Your employees are permitted to up to 52 weeks maternity leave. Employers have to pay 39 weeks of SMP to new mothers. That is the minimal requirement. However, you can be generous and offer more if you so please.

The first 26 weeks (6 months) is known as ‘Ordinary Maternity Leave’. The last 26 weeks is known as 'Additional Maternity Leave'. SMP is the legal minimum you must pay employees for this type of leave. Employees qualify if they:

  • Earn at least £113 a week on average
  • Have worked for the employer for 26 weeks prior to the 15th week before their due date

 

 

SMP has to be paid at 90% of average weekly earnings before tax for the first 6 weeks. The employee has to provide you with their MATB1 form from their midwife. The information on this form ascertains the qualifying weeks and the amount to be settled to the employee for the 6 weeks at the required 90% pay.

After the 6 weeks, you either continue to offer this figure or £148.68 a week (whichever is lower) for the remaining 33 weeks. A Mother can take a further 13 weeks of maternity leave on top of that, but this then goes unpaid.

The qualification rules

The earliest maternity leave can be taken is the 11th week prior to the due date. If the baby is born early then the leave starts on the day after the birth. The employee must give you the child’s birth certificate, or documents signed by a doctor or midwife. These will confirm the date of birth.
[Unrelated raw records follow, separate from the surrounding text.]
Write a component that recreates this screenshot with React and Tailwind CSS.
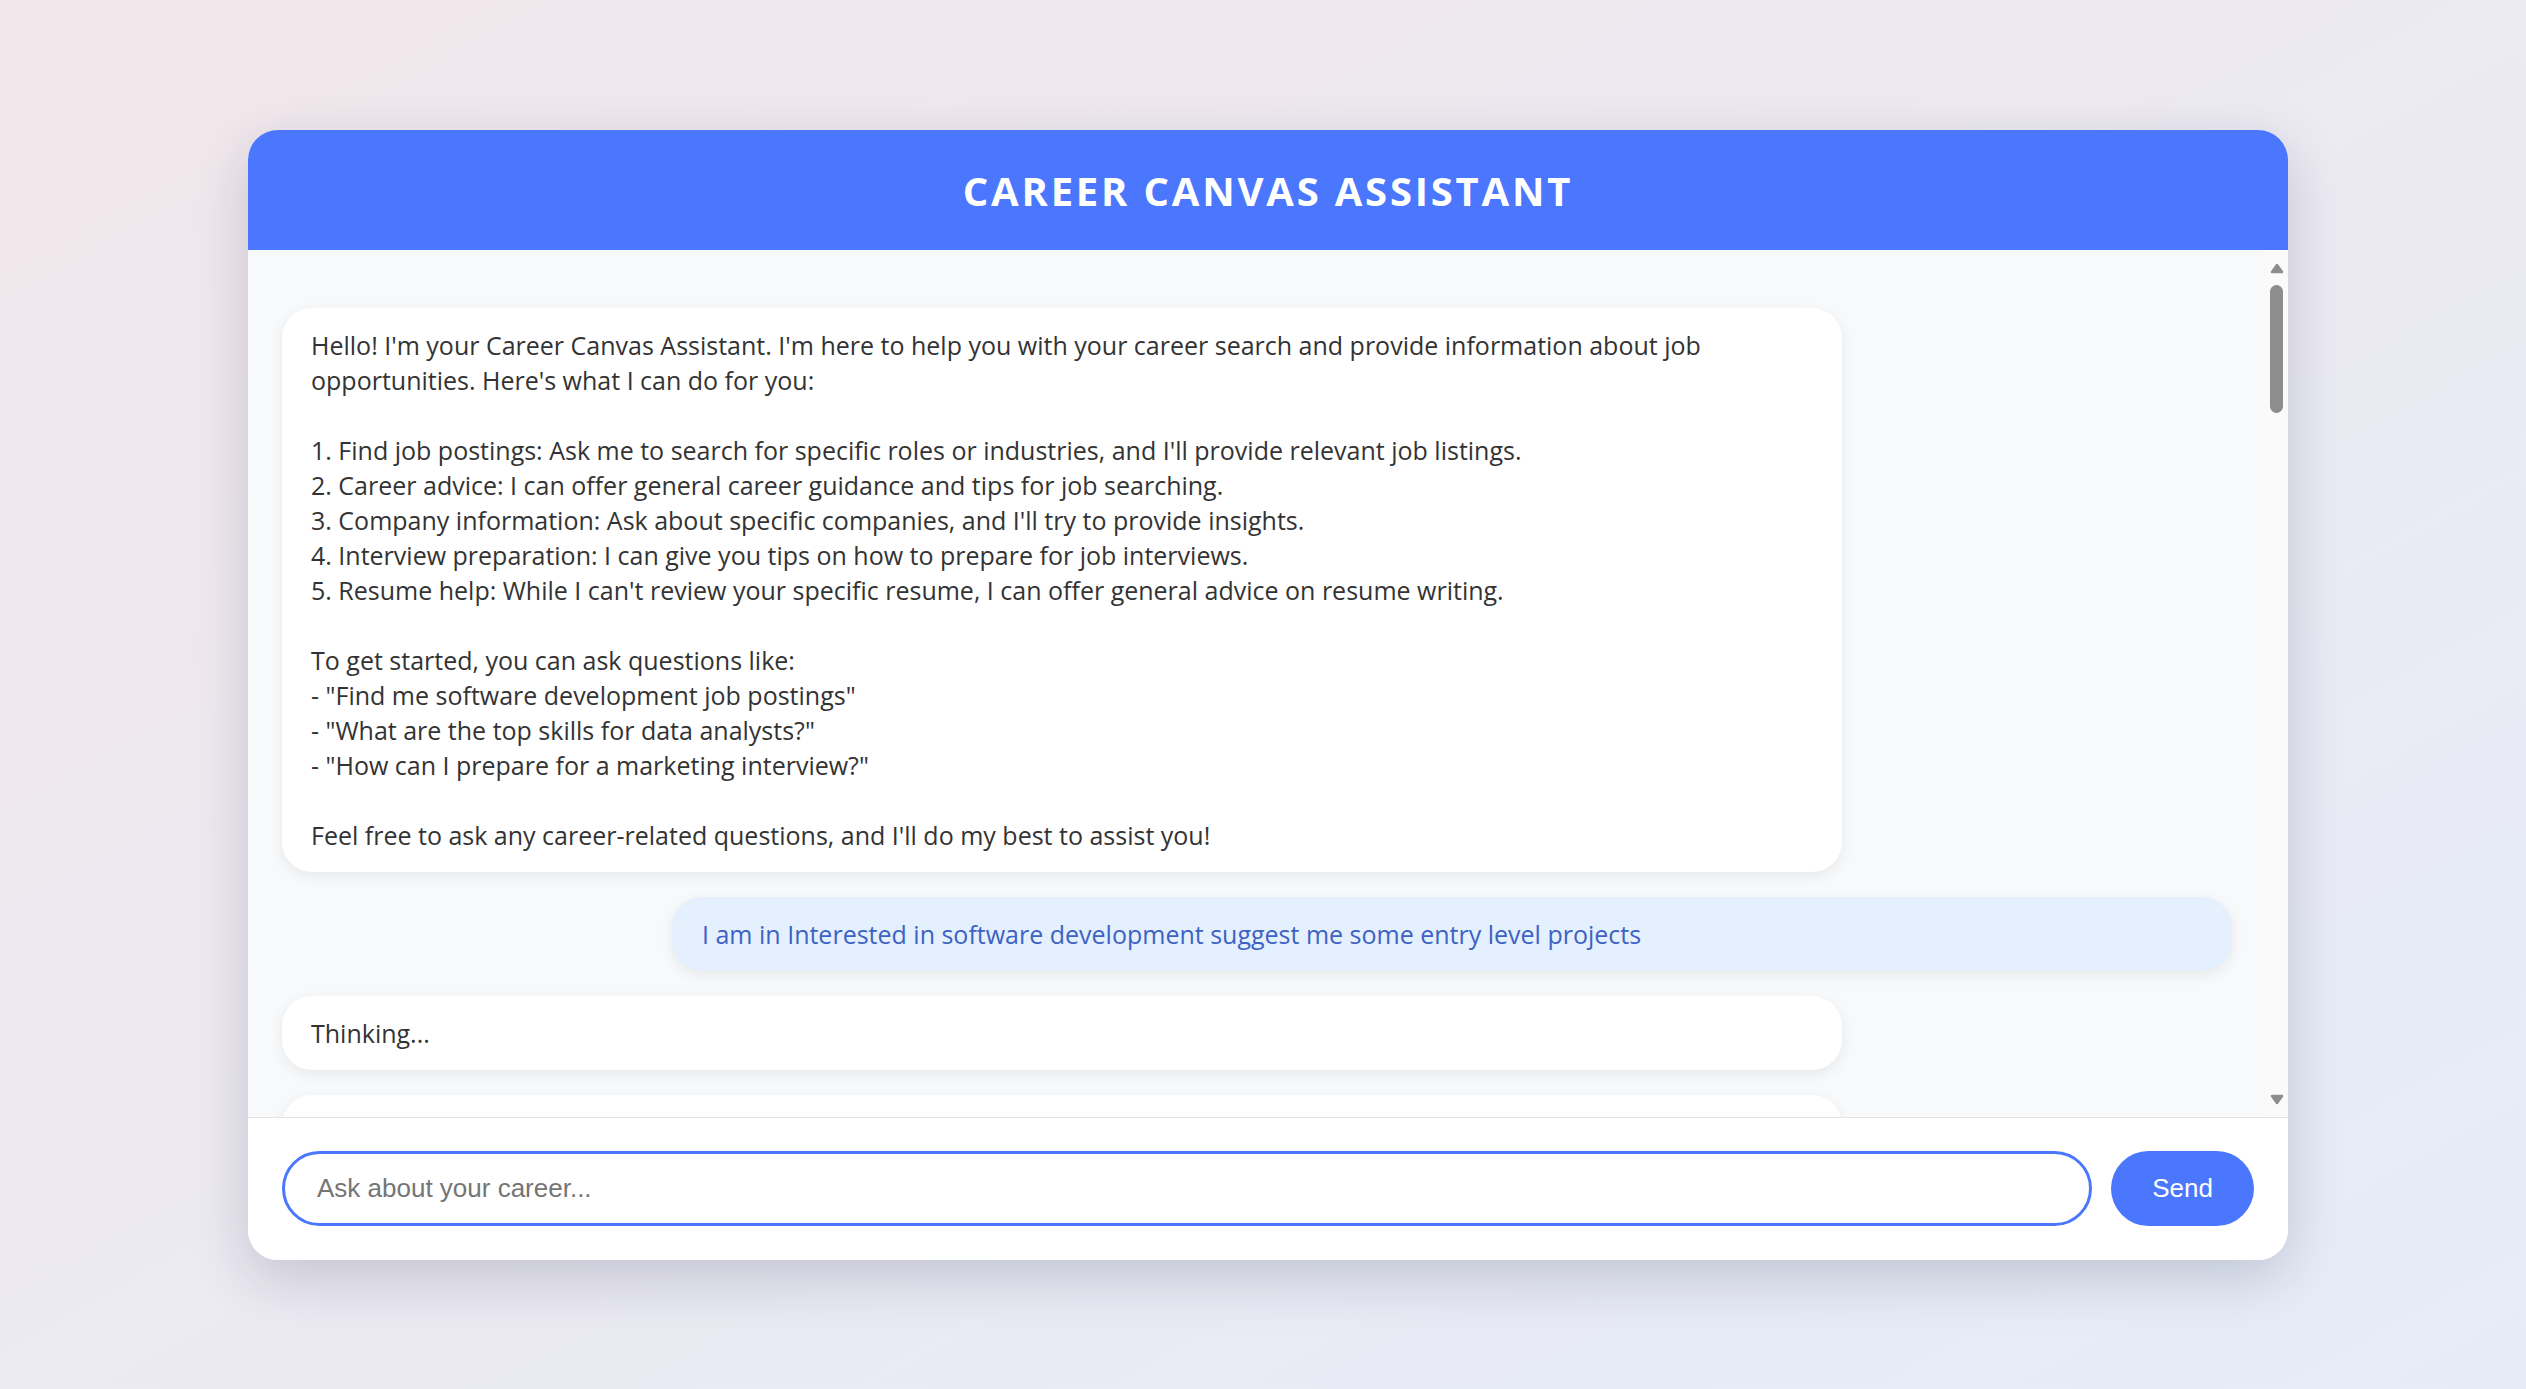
import React, { useState } from 'react'

const intro = `Hello! I'm your Career Canvas Assistant. I'm here to help you with your career search and provide information about job opportunities. Here's what I can do for you:

1. Find job postings: Ask me to search for specific roles or industries, and I'll provide relevant job listings.
2. Career advice: I can offer general career guidance and tips for job searching.
3. Company information: Ask about specific companies, and I'll try to provide insights.
4. Interview preparation: I can give you tips on how to prepare for job interviews.
5. Resume help: While I can't review your specific resume, I can offer general advice on resume writing.

To get started, you can ask questions like:
- "Find me software development job postings"
- "What are the top skills for data analysts?"
- "How can I prepare for a marketing interview?"

Feel free to ask any career-related questions, and I'll do my best to assist you!`

const messages = [
  { role: 'assistant', content: intro },
  { role: 'user', content: 'I am in Interested in software development suggest me some entry level projects' },
  { role: 'assistant', content: 'Thinking...' },
  { role: 'assistant', content: '' },
]

function Bubble({ role, content }) {
  if (role === 'user') {
    return (
      <div className="self-end w-[80%] shrink-0 rounded-[30px] bg-[#e4f0fd] px-[30px] pt-[20px] pb-[19px] text-[#3d62c4] shadow-[0_4px_14px_rgba(0,0,0,0.07)]">
        {content}
      </div>
    )
  }
  return (
    <div className="self-start w-[80%] shrink-0 min-h-[74px] rounded-[30px] bg-white px-[29px] pt-[20px] pb-[19px] text-[#333] whitespace-pre-wrap shadow-[0_4px_14px_rgba(0,0,0,0.07)]">
      {content}
    </div>
  )
}

function Arrow({ up }) {
  return (
    <svg width="14" height="11" viewBox="0 0 14 11">
      <polygon
        points={up ? '7,2 12,9 2,9' : '2,2 12,2 7,9'}
        fill="#8d8d8d"
        stroke="#8d8d8d"
        strokeWidth="2.5"
        strokeLinejoin="round"
      />
    </svg>
  )
}

export default function App() {
  const [text, setText] = useState('')

  return (
    <div className="h-screen w-full flex items-center justify-center pl-[10px] bg-linear-to-br from-[#f2e7eb] to-[#e5ecf8] font-['Open_Sans',sans-serif]">
      <div className="w-[2040px] h-[1130px] flex flex-col rounded-[30px] overflow-hidden bg-white shadow-[0_18px_55px_rgba(20,30,60,0.18)]">
        <header className="h-[120px] shrink-0 bg-[#4a77fd] flex items-center justify-center">
          <h1 className="text-white text-[40px] font-bold tracking-[2.8px] translate-y-[1px]">CAREER CANVAS ASSISTANT</h1>
        </header>

        <main className="flex-1 min-h-0 flex bg-[#f8f9fb]">
          <div className="flex-1 min-w-0 overflow-hidden flex flex-col gap-[25px] pt-[58px] pl-[34px] pr-[33px] text-[25px] leading-[35px]">
            {messages.map((m, i) => (
              <Bubble key={i} {...m} />
            ))}
          </div>
          <div className="w-[23px] shrink-0 bg-[#fafafa] flex flex-col items-center pt-[13px] pb-[12px]">
            <Arrow up />
            <div className="mt-[11px] w-[13px] h-[128px] rounded-full bg-[#8d8d8d]" />
            <div className="flex-1" />
            <Arrow />
          </div>
        </main>

        <footer className="h-[143px] shrink-0 border-t border-[#e3e3e3] bg-white flex items-center gap-[19px] pl-[34px] pr-[34px]">
          <input
            value={text}
            onChange={e => setText(e.target.value)}
            placeholder="Ask about your career..."
            className="flex-1 h-[75px] rounded-full border-[3px] border-[#4a77fd] bg-white pl-[32px] pr-[20px] text-[26px] font-['Liberation_Sans',Arial,sans-serif] text-[#333] placeholder:text-[#757575] outline-none"
          />
          <button className="w-[143px] h-[75px] rounded-full bg-[#4a77fd] text-white text-[26px] font-['Liberation_Sans',Arial,sans-serif]">
            Send
          </button>
        </footer>
      </div>
    </div>
  )
}
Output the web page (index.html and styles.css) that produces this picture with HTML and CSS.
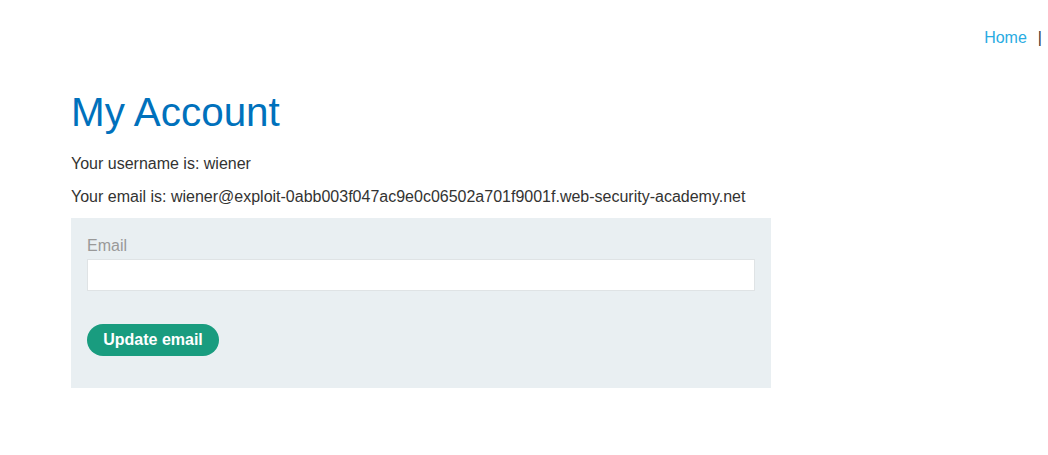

You must write to them stating the new end date for their leave.

To claim SMP, your employee must tell you that they're going on maternity leave. This request must be made at least 15 weeks before the baby is due. This highlights the need to communicate your policies very clearly with staff if you have a maternity scheme. 

How to claim back maternity pay as an employer

If you use payroll software, this may have the functionality to:

  • Calculate your claim and;
  • Put the paperwork together for HMRC to process your refund

Where your payroll contain directors or employees, where PAYE payments are minimal each month, there will be little to no PAYE liability to offset the maternity reclaim against. You can claim the funding in full in advance of the maternity starting. It's then deposited into your business bank account within 10 days of the claim being made.

Paternity leave and pay

Paternity leave is available to Fathers from the birth of their child. It allows them to establish a relationship with their child, and support the mother in the first few weeks after birth.

Fathers receive 2 weeks of paternity leave, paid at the minimum statutory rate. This is supposed to be taken in one-week segments. The criteria for a father to qualify is:

  • To be the father of the child or;
  • The adopoter of the child or;
  • The partner or husband of the mother (or adopter) or;
  • The intended parent in the case of surrogacy arrangements
To qualify a father has to earn £113 per week before tax. Paternity pay is either 90% of their average weekly earnings or, the weekly rate of £140.98 (whichever is lower). If you so choose, you can top up paternity pay.

Shared parental leave and pay

An alternative type of leave is parental leave. This it taken by either, or, both parents. It allows Mothers to transfer all but the first 2 weeks of maternity leave to their partner. Known as shared parental leave, Fathers have no individual entitlement to parental leave with the rate of pay subject to you, the empoyers' discretion.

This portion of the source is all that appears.